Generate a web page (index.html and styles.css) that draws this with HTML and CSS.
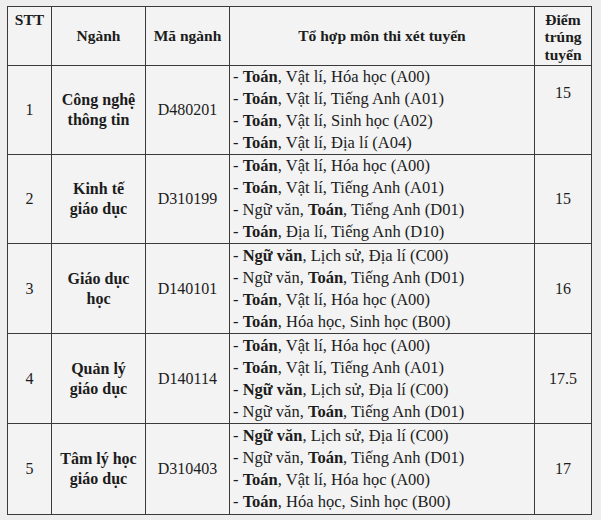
FILE: index.html
```html
<!DOCTYPE html>
<html lang="vi">
<head>
<meta charset="utf-8">
<title>Điểm trúng tuyển</title>
<link rel="stylesheet" href="styles.css">
</head>
<body>
<table class="scores">
  <colgroup>
    <col class="c-stt">
    <col class="c-nganh">
    <col class="c-ma">
    <col class="c-tohop">
    <col class="c-diem">
  </colgroup>
  <thead>
    <tr class="head-row">
      <th class="stt-head">STT</th>
      <th>Ngành</th>
      <th>Mã ngành</th>
      <th>Tổ hợp môn thi xét tuyển</th>
      <th class="diem-head">Điểm<br>trúng<br>tuyển</th>
    </tr>
  </thead>
  <tbody>
    <tr class="r1">
      <td class="num">1</td>
      <td class="name">Công nghệ<br>thông tin</td>
      <td class="code">D480201</td>
      <td class="combo">
        <div>- <b>Toán</b>, Vật lí, Hóa học (A00)</div>
        <div>- <b>Toán</b>, Vật lí, Tiếng Anh (A01)</div>
        <div>- <b>Toán</b>, Vật lí, Sinh học (A02)</div>
        <div>- <b>Toán</b>, Vật lí, Địa lí (A04)</div>
      </td>
      <td class="score score-high">15</td>
    </tr>
    <tr class="r2">
      <td class="num">2</td>
      <td class="name">Kinh tế<br>giáo dục</td>
      <td class="code">D310199</td>
      <td class="combo">
        <div>- <b>Toán</b>, Vật lí, Hóa học (A00)</div>
        <div>- <b>Toán</b>, Vật lí, Tiếng Anh (A01)</div>
        <div>- Ngữ văn, <b>Toán</b>, Tiếng Anh (D01)</div>
        <div>- <b>Toán</b>, Địa lí, Tiếng Anh (D10)</div>
      </td>
      <td class="score">15</td>
    </tr>
    <tr class="r3">
      <td class="num">3</td>
      <td class="name">Giáo dục<br>học</td>
      <td class="code">D140101</td>
      <td class="combo">
        <div>- <b>Ngữ văn</b>, Lịch sử, Địa lí (C00)</div>
        <div>- Ngữ văn, <b>Toán</b>, Tiếng Anh (D01)</div>
        <div>- <b>Toán</b>, Vật lí, Hóa học (A00)</div>
        <div>- <b>Toán</b>, Hóa học, Sinh học (B00)</div>
      </td>
      <td class="score">16</td>
    </tr>
    <tr class="r4">
      <td class="num">4</td>
      <td class="name">Quản lý<br>giáo dục</td>
      <td class="code">D140114</td>
      <td class="combo">
        <div>- <b>Toán</b>, Vật lí, Hóa học (A00)</div>
        <div>- <b>Toán</b>, Vật lí, Tiếng Anh (A01)</div>
        <div>- <b>Ngữ văn</b>, Lịch sử, Địa lí (C00)</div>
        <div>- Ngữ văn, <b>Toán</b>, Tiếng Anh (D01)</div>
      </td>
      <td class="score">17.5</td>
    </tr>
    <tr class="r5">
      <td class="num">5</td>
      <td class="name">Tâm lý học<br>giáo dục</td>
      <td class="code">D310403</td>
      <td class="combo">
        <div>- <b>Ngữ văn</b>, Lịch sử, Địa lí (C00)</div>
        <div>- Ngữ văn, <b>Toán</b>, Tiếng Anh (D01)</div>
        <div>- <b>Toán</b>, Vật lí, Hóa học (A00)</div>
        <div>- <b>Toán</b>, Hóa học, Sinh học (B00)</div>
      </td>
      <td class="score">17</td>
    </tr>
  </tbody>
</table>
</body>
</html>
```

FILE: styles.css
```css
html, body {
  background: #eeeeee;
}
body {
  margin: 6px 0 0 7px;
  font-family: "Liberation Serif", "Times New Roman", serif;
  font-size: 16px;
  color: #1c1c1c;
}
.scores {
  border-collapse: collapse;
  width: 584px;
  table-layout: fixed;
  background: #f3f3f3;
  border: 1.5px solid #2a2a2a;
}
.c-stt { width: 44px; }
.c-nganh { width: 94px; }
.c-ma { width: 84px; }
.c-tohop { width: 305px; }
.c-diem { width: 57px; }

.scores th,
.scores td {
  border: 1px solid #3a3a3a;
  padding: 0;
}
.scores th {
  font-size: 15.5px;
  font-weight: bold;
  text-align: center;
  vertical-align: middle;
  line-height: 17.5px;
}
.head-row { height: 59px; }
.scores th.stt-head {
  vertical-align: top;
  padding-top: 4px;
}
.scores th.diem-head {
  padding-top: 2px;
}
.r1 { height: 87px; }
.r2 { height: 89px; }
.r3 { height: 90px; }
.r4 { height: 90px; }
.r5 { height: 91px; }

.scores td {
  vertical-align: middle;
}
.num,
.code,
.score {
  text-align: center;
}
.scores td.score-high { padding-bottom: 34px; }
.name {
  text-align: center;
  font-weight: bold;
  line-height: 20px;
}
.scores td.combo {
  font-size: 16.5px;
  line-height: 22px;
  padding-left: 3px;
}
.combo b { font-weight: bold; }
```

---

What the exercise asks.
Return each line exactly as written. Any picture gets left out.

Task solution.
Generate a web page (index.html and styles.css) that draws this with HTML and CSS.
FILE: index.html
```html
<!DOCTYPE html>
<html lang="vi">
<head>
<meta charset="utf-8">
<title>Điểm trúng tuyển</title>
<link rel="stylesheet" href="styles.css">
</head>
<body>
<table class="scores">
  <colgroup>
    <col class="c-stt">
    <col class="c-nganh">
    <col class="c-ma">
    <col class="c-tohop">
    <col class="c-diem">
  </colgroup>
  <thead>
    <tr class="head-row">
      <th class="stt-head">STT</th>
      <th>Ngành</th>
      <th>Mã ngành</th>
      <th>Tổ hợp môn thi xét tuyển</th>
      <th class="diem-head">Điểm<br>trúng<br>tuyển</th>
    </tr>
  </thead>
  <tbody>
    <tr class="r1">
      <td class="num">1</td>
      <td class="name">Công nghệ<br>thông tin</td>
      <td class="code">D480201</td>
      <td class="combo">
        <div>- <b>Toán</b>, Vật lí, Hóa học (A00)</div>
        <div>- <b>Toán</b>, Vật lí, Tiếng Anh (A01)</div>
        <div>- <b>Toán</b>, Vật lí, Sinh học (A02)</div>
        <div>- <b>Toán</b>, Vật lí, Địa lí (A04)</div>
      </td>
      <td class="score score-high">15</td>
    </tr>
    <tr class="r2">
      <td class="num">2</td>
      <td class="name">Kinh tế<br>giáo dục</td>
      <td class="code">D310199</td>
      <td class="combo">
        <div>- <b>Toán</b>, Vật lí, Hóa học (A00)</div>
        <div>- <b>Toán</b>, Vật lí, Tiếng Anh (A01)</div>
        <div>- Ngữ văn, <b>Toán</b>, Tiếng Anh (D01)</div>
        <div>- <b>Toán</b>, Địa lí, Tiếng Anh (D10)</div>
      </td>
      <td class="score">15</td>
    </tr>
    <tr class="r3">
      <td class="num">3</td>
      <td class="name">Giáo dục<br>học</td>
      <td class="code">D140101</td>
      <td class="combo">
        <div>- <b>Ngữ văn</b>, Lịch sử, Địa lí (C00)</div>
        <div>- Ngữ văn, <b>Toán</b>, Tiếng Anh (D01)</div>
        <div>- <b>Toán</b>, Vật lí, Hóa học (A00)</div>
        <div>- <b>Toán</b>, Hóa học, Sinh học (B00)</div>
      </td>
      <td class="score">16</td>
    </tr>
    <tr class="r4">
      <td class="num">4</td>
      <td class="name">Quản lý<br>giáo dục</td>
      <td class="code">D140114</td>
      <td class="combo">
        <div>- <b>Toán</b>, Vật lí, Hóa học (A00)</div>
        <div>- <b>Toán</b>, Vật lí, Tiếng Anh (A01)</div>
        <div>- <b>Ngữ văn</b>, Lịch sử, Địa lí (C00)</div>
        <div>- Ngữ văn, <b>Toán</b>, Tiếng Anh (D01)</div>
      </td>
      <td class="score">17.5</td>
    </tr>
    <tr class="r5">
      <td class="num">5</td>
      <td class="name">Tâm lý học<br>giáo dục</td>
      <td class="code">D310403</td>
      <td class="combo">
        <div>- <b>Ngữ văn</b>, Lịch sử, Địa lí (C00)</div>
        <div>- Ngữ văn, <b>Toán</b>, Tiếng Anh (D01)</div>
        <div>- <b>Toán</b>, Vật lí, Hóa học (A00)</div>
        <div>- <b>Toán</b>, Hóa học, Sinh học (B00)</div>
      </td>
      <td class="score">17</td>
    </tr>
  </tbody>
</table>
</body>
</html>
```

FILE: styles.css
```css
html, body {
  background: #eeeeee;
}
body {
  margin: 6px 0 0 7px;
  font-family: "Liberation Serif", "Times New Roman", serif;
  font-size: 16px;
  color: #1c1c1c;
}
.scores {
  border-collapse: collapse;
  width: 584px;
  table-layout: fixed;
  background: #f3f3f3;
  border: 1.5px solid #2a2a2a;
}
.c-stt { width: 44px; }
.c-nganh { width: 94px; }
.c-ma { width: 84px; }
.c-tohop { width: 305px; }
.c-diem { width: 57px; }

.scores th,
.scores td {
  border: 1px solid #3a3a3a;
  padding: 0;
}
.scores th {
  font-size: 15.5px;
  font-weight: bold;
  text-align: center;
  vertical-align: middle;
  line-height: 17.5px;
}
.head-row { height: 59px; }
.scores th.stt-head {
  vertical-align: top;
  padding-top: 4px;
}
.scores th.diem-head {
  padding-top: 2px;
}
.r1 { height: 87px; }
.r2 { height: 89px; }
.r3 { height: 90px; }
.r4 { height: 90px; }
.r5 { height: 91px; }

.scores td {
  vertical-align: middle;
}
.num,
.code,
.score {
  text-align: center;
}
.scores td.score-high { padding-bottom: 34px; }
.name {
  text-align: center;
  font-weight: bold;
  line-height: 20px;
}
.scores td.combo {
  font-size: 16.5px;
  line-height: 22px;
  padding-left: 3px;
}
.combo b { font-weight: bold; }
```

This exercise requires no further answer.